[Rows from a dataset of pages and code]

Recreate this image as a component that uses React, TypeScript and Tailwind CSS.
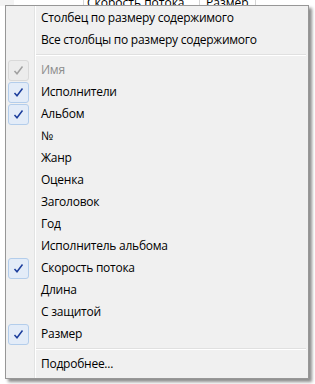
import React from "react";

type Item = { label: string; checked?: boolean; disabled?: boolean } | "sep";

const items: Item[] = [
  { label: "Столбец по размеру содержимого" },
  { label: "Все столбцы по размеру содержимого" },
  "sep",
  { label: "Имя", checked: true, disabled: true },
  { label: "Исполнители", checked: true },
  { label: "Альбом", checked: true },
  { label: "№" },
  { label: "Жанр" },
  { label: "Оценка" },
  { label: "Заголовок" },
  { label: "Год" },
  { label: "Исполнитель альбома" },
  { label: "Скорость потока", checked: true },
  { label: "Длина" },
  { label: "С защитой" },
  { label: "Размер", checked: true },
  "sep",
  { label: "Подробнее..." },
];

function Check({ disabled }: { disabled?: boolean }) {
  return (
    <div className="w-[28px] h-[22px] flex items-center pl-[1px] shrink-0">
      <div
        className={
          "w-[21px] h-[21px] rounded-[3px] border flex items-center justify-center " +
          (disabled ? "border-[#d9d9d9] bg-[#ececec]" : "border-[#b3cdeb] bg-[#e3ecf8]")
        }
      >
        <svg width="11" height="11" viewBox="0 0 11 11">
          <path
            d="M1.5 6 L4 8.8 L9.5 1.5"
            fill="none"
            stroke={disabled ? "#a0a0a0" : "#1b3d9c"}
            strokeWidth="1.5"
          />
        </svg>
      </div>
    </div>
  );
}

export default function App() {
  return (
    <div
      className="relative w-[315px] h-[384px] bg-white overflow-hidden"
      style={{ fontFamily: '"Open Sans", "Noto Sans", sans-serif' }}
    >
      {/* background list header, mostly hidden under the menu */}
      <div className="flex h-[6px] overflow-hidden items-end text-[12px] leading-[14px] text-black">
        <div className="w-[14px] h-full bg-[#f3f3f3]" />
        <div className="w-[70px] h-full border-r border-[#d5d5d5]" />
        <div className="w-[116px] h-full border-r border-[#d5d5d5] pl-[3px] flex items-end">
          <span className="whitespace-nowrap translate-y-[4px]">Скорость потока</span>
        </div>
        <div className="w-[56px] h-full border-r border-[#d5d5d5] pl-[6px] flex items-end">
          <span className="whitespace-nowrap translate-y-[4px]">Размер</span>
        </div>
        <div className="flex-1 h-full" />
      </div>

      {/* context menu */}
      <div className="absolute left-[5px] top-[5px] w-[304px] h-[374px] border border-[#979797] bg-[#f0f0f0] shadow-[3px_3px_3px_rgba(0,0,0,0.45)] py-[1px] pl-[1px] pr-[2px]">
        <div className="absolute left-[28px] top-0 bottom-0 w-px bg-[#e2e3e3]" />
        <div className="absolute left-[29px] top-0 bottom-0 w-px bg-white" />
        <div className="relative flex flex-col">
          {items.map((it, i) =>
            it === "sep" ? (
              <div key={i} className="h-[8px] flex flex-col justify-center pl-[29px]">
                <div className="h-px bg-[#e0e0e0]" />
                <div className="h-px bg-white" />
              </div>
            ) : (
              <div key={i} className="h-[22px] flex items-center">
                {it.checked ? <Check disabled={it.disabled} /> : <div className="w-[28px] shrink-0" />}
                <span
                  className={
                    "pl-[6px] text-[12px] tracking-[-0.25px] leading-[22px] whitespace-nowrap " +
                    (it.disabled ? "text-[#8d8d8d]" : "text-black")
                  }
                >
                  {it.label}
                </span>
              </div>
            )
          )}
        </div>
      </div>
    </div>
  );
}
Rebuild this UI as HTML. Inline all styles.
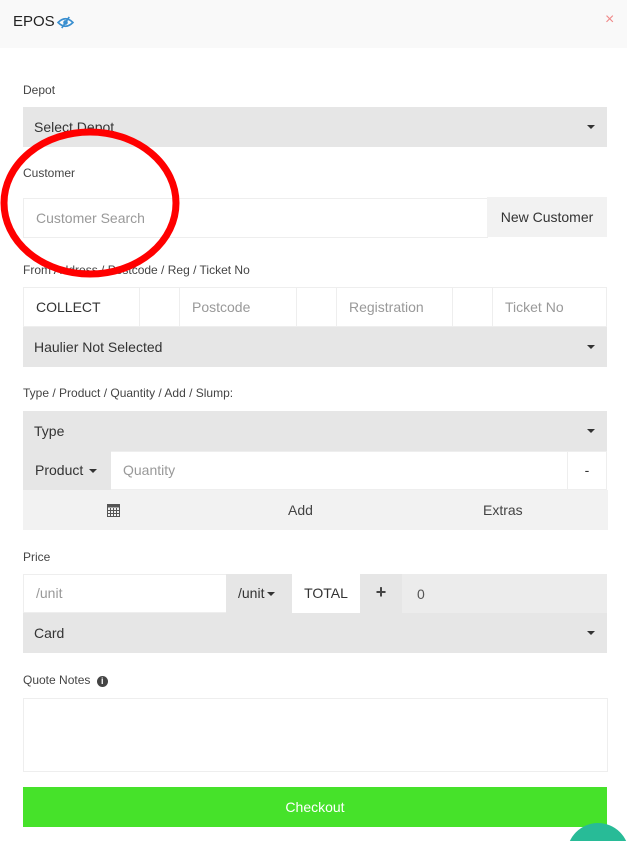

= THE REQUEST =
Transcribe all entries above exactly. Drop the pictures.

= TASK OUTPUT =
Recreate this image as a component that uses React, TypeScript and Tailwind CSS.
import React from "react";

type Item = { label: string; checked?: boolean; disabled?: boolean } | "sep";

const items: Item[] = [
  { label: "Столбец по размеру содержимого" },
  { label: "Все столбцы по размеру содержимого" },
  "sep",
  { label: "Имя", checked: true, disabled: true },
  { label: "Исполнители", checked: true },
  { label: "Альбом", checked: true },
  { label: "№" },
  { label: "Жанр" },
  { label: "Оценка" },
  { label: "Заголовок" },
  { label: "Год" },
  { label: "Исполнитель альбома" },
  { label: "Скорость потока", checked: true },
  { label: "Длина" },
  { label: "С защитой" },
  { label: "Размер", checked: true },
  "sep",
  { label: "Подробнее..." },
];

function Check({ disabled }: { disabled?: boolean }) {
  return (
    <div className="w-[28px] h-[22px] flex items-center pl-[1px] shrink-0">
      <div
        className={
          "w-[21px] h-[21px] rounded-[3px] border flex items-center justify-center " +
          (disabled ? "border-[#d9d9d9] bg-[#ececec]" : "border-[#b3cdeb] bg-[#e3ecf8]")
        }
      >
        <svg width="11" height="11" viewBox="0 0 11 11">
          <path
            d="M1.5 6 L4 8.8 L9.5 1.5"
            fill="none"
            stroke={disabled ? "#a0a0a0" : "#1b3d9c"}
            strokeWidth="1.5"
          />
        </svg>
      </div>
    </div>
  );
}

export default function App() {
  return (
    <div
      className="relative w-[315px] h-[384px] bg-white overflow-hidden"
      style={{ fontFamily: '"Open Sans", "Noto Sans", sans-serif' }}
    >
      {/* background list header, mostly hidden under the menu */}
      <div className="flex h-[6px] overflow-hidden items-end text-[12px] leading-[14px] text-black">
        <div className="w-[14px] h-full bg-[#f3f3f3]" />
        <div className="w-[70px] h-full border-r border-[#d5d5d5]" />
        <div className="w-[116px] h-full border-r border-[#d5d5d5] pl-[3px] flex items-end">
          <span className="whitespace-nowrap translate-y-[4px]">Скорость потока</span>
        </div>
        <div className="w-[56px] h-full border-r border-[#d5d5d5] pl-[6px] flex items-end">
          <span className="whitespace-nowrap translate-y-[4px]">Размер</span>
        </div>
        <div className="flex-1 h-full" />
      </div>

      {/* context menu */}
      <div className="absolute left-[5px] top-[5px] w-[304px] h-[374px] border border-[#979797] bg-[#f0f0f0] shadow-[3px_3px_3px_rgba(0,0,0,0.45)] py-[1px] pl-[1px] pr-[2px]">
        <div className="absolute left-[28px] top-0 bottom-0 w-px bg-[#e2e3e3]" />
        <div className="absolute left-[29px] top-0 bottom-0 w-px bg-white" />
        <div className="relative flex flex-col">
          {items.map((it, i) =>
            it === "sep" ? (
              <div key={i} className="h-[8px] flex flex-col justify-center pl-[29px]">
                <div className="h-px bg-[#e0e0e0]" />
                <div className="h-px bg-white" />
              </div>
            ) : (
              <div key={i} className="h-[22px] flex items-center">
                {it.checked ? <Check disabled={it.disabled} /> : <div className="w-[28px] shrink-0" />}
                <span
                  className={
                    "pl-[6px] text-[12px] tracking-[-0.25px] leading-[22px] whitespace-nowrap " +
                    (it.disabled ? "text-[#8d8d8d]" : "text-black")
                  }
                >
                  {it.label}
                </span>
              </div>
            )
          )}
        </div>
      </div>
    </div>
  );
}
Rebuild this UI as HTML. Inline all styles.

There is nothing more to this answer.